Transformer-based neural networks have demonstrated proficiency in a variety of tasks, such as text generation, editing, and question-answering. Perplexity and end task accuracy measurements consistently show models with more parameters perform better, leading industries to develop larger models. However, in some cases, larger models do not guarantee superior performance. The 2 billion parameter model, MiniCPM, shows similar capabilities to larger language models like the Llama2-7 billion, Mistral-7B, Gemma-7B, and Llama-13B. This suggests a lapse in the correlation between model size and its effectiveness, and notably, a lack of high-quality training data to benefit from large models.
To combat these performance inconsistencies, common methods involve Scaling laws, Energy-based models, and Hopfield models. These models focus on size-scaling, energy functions and associative memory respectively. Huawei Technologies’ Central Research Institute and 2012 Laboratories propose a theoretical framework to address model performance dynamics and the memorization process.
The researchers used the transformer-based language model, GPT-2, to conduct a series of tests across a spectrum of data sizes to comprehensively evaluate their proposed model. For these tests, the researchers also trained a classic Transformer model on a dataset of two million tokens. In the end, this experiment series validated their theoretical results, offering valuable insights about the optimal cross-entropy loss which could guide and enhance decision-making in future model training.
In their study, the researchers used a twelve-layer transformer language model, trained with the GPT-2 small tokenizer and architecture on the OpenWebText dataset. This dataset contains nine billion tokens from over eight million documents. They trained three models using different data sizes, with a subset containing the first 1% and 0.1% of the OpenWebText data respectively.
Their results identified that training with 0.1% of the OpenWebText data showed signs of overfitting. Over iterations, the training losses ceased to appear, indicating the model energy diminished to a sum of a few delta functions due to the lack of clarity between training examples. On the other hand, if the model size was approximately O(D2) and trained on 90 million tokens, the model could achieve comparable training and validation loss to the setting with nine billion tokens.

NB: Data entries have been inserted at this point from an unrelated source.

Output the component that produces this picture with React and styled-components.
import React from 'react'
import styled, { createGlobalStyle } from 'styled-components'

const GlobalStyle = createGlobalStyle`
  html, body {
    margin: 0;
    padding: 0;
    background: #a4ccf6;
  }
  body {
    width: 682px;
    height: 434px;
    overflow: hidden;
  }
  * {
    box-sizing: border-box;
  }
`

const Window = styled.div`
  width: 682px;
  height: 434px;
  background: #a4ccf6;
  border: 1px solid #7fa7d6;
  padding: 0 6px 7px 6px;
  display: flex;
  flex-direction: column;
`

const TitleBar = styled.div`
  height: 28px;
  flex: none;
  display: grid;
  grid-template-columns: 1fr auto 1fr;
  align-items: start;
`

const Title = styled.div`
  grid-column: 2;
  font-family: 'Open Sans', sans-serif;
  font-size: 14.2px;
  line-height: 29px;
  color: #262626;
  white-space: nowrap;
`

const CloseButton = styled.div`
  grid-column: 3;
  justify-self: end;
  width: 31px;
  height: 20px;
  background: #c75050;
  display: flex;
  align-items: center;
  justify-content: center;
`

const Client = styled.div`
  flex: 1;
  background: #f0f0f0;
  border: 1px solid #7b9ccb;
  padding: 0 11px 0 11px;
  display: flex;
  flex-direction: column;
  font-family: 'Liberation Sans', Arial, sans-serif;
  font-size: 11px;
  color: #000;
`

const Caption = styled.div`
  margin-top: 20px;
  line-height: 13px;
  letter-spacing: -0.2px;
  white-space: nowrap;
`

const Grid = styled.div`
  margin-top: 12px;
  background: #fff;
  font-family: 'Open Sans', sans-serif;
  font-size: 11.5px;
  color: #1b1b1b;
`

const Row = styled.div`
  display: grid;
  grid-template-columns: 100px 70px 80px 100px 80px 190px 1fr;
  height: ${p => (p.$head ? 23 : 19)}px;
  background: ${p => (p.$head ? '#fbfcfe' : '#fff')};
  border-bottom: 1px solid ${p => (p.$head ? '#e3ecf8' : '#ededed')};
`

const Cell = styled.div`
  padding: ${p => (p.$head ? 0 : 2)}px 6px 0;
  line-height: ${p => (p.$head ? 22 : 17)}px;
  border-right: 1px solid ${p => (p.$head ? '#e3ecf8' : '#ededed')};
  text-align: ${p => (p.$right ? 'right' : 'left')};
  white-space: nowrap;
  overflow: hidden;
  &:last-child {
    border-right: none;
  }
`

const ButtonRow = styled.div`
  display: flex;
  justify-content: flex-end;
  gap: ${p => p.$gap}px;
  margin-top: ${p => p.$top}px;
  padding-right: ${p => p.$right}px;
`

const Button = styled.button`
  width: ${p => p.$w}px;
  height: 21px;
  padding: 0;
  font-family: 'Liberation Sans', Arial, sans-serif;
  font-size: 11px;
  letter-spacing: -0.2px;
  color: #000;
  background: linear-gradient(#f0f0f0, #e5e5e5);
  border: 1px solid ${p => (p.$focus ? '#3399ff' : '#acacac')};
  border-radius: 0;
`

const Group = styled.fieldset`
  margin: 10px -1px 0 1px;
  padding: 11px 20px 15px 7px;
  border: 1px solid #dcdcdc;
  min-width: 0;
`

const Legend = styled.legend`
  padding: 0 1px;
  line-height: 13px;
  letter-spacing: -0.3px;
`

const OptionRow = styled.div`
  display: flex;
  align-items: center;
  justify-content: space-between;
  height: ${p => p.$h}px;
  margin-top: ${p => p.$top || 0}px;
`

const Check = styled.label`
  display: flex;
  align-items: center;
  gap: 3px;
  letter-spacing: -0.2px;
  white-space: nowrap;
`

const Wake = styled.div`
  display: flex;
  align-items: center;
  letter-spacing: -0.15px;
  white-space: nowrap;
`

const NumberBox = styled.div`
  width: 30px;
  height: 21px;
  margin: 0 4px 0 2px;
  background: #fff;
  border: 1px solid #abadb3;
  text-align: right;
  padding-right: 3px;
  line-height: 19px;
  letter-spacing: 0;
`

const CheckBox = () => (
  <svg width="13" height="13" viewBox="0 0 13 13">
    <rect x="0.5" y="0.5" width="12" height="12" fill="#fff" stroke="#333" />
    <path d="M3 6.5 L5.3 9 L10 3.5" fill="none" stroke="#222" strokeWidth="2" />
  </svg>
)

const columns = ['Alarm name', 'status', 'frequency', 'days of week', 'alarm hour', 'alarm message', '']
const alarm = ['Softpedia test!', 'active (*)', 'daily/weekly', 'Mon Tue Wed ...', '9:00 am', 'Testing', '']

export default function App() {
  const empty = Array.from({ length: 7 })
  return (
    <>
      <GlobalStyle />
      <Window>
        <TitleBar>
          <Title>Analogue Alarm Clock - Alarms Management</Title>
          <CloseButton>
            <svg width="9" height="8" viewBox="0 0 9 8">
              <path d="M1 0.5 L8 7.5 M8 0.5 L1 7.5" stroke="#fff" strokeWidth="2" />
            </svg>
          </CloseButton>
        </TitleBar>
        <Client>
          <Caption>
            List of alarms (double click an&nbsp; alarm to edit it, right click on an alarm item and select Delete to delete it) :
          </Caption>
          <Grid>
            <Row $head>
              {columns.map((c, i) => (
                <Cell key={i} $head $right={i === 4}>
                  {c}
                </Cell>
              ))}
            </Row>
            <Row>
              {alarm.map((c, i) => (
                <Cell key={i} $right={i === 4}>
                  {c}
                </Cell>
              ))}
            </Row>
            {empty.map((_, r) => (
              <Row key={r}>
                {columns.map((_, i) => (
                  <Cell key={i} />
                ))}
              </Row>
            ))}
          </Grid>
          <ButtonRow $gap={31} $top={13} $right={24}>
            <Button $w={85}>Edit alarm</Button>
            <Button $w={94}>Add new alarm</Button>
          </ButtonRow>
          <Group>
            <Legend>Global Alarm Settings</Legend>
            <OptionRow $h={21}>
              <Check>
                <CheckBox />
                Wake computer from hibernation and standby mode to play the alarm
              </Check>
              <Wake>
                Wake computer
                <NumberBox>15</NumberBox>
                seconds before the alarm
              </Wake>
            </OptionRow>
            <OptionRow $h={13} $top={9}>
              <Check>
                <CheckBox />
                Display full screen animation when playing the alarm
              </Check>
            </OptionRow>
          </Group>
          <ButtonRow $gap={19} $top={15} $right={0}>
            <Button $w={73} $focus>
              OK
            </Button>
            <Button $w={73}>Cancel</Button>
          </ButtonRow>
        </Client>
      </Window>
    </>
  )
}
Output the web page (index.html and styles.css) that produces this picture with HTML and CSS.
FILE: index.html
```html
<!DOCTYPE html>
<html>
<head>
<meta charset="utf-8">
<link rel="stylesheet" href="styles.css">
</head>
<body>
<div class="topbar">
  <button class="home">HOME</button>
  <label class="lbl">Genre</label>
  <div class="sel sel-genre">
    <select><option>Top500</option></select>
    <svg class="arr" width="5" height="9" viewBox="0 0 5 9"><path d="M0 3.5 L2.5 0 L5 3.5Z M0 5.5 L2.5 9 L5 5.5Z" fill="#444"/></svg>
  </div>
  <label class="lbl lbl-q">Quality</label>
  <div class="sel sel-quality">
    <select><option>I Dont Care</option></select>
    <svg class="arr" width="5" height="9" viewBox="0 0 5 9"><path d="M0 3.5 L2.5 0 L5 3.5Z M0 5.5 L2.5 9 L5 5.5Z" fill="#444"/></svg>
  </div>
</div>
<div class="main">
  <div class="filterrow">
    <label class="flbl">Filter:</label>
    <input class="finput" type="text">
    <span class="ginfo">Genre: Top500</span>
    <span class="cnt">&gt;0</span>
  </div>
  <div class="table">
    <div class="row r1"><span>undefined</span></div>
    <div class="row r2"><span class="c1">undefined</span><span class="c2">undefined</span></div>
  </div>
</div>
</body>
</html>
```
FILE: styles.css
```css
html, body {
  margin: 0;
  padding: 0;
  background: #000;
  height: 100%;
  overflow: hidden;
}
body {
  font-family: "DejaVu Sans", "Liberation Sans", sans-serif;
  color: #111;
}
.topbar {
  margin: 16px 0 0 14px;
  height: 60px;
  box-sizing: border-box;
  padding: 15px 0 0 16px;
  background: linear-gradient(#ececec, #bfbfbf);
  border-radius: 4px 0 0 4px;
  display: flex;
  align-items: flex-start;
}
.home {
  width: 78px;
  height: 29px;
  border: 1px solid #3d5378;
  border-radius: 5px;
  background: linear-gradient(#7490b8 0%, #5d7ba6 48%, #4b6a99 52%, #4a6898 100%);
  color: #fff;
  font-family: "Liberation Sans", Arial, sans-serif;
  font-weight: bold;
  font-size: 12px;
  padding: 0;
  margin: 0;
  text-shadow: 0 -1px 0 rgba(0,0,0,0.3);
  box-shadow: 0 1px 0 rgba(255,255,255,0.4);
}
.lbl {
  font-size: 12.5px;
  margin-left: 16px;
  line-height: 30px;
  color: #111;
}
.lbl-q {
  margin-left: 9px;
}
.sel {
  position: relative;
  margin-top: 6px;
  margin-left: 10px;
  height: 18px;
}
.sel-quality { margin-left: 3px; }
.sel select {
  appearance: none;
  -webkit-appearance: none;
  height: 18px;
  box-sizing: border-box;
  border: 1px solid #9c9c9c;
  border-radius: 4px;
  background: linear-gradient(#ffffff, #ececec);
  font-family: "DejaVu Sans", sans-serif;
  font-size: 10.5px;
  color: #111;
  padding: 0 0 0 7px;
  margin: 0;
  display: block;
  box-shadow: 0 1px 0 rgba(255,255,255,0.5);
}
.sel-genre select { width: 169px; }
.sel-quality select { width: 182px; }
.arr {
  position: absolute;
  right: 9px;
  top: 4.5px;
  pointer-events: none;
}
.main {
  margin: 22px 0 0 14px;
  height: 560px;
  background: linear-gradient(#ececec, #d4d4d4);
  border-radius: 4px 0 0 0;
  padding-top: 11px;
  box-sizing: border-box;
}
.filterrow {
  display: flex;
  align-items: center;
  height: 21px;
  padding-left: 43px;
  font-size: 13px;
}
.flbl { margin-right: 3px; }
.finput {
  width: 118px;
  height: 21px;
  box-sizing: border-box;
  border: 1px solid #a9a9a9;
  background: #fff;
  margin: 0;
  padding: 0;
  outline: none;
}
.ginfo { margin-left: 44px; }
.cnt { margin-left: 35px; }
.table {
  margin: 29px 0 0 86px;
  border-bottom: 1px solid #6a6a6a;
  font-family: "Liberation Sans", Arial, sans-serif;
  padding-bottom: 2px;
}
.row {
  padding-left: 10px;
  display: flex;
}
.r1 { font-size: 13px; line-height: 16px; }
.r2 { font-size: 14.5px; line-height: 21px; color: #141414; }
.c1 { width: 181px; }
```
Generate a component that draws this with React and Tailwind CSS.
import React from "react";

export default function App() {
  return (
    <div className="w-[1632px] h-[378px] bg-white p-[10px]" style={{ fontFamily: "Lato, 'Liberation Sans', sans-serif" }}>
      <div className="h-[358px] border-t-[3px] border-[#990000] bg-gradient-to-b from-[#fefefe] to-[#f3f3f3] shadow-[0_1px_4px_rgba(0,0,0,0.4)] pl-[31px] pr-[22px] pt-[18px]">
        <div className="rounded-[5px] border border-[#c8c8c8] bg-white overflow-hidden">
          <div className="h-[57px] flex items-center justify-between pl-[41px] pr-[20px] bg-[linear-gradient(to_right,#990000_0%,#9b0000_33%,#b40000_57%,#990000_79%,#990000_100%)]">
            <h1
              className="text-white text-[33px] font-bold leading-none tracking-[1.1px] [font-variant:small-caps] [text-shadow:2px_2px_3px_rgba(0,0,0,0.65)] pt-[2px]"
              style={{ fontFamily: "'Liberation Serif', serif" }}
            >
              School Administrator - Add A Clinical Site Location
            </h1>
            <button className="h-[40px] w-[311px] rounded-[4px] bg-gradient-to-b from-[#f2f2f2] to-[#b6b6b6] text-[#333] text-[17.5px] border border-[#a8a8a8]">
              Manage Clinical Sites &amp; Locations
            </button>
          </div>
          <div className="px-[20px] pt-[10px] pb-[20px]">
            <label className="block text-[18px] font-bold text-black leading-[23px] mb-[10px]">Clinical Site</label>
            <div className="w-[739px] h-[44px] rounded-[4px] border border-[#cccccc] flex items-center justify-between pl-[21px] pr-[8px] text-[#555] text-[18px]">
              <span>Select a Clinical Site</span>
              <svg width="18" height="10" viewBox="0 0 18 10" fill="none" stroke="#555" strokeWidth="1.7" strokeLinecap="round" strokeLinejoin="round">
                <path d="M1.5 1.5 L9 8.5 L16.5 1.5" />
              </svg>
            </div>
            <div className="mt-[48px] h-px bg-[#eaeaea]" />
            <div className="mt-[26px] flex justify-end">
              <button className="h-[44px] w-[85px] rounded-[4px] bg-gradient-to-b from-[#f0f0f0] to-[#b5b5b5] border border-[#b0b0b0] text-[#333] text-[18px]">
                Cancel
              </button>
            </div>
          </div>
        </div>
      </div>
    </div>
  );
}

In conclusion, the researchers developed a theoretical framework based on the relationship between memorization and performance in transformer-based language models. The transformer-based networks used for the research were modeled with associative memory and cross-entropy loss was defined for model and data sizes. The researchers executed tests using GPT-2 with different data sizes and trained several Transformer models on a two million token dataset. Their findings provide the foundation for creating a global energy function for the layered structure of the transformer models using the majorization-minimization technique.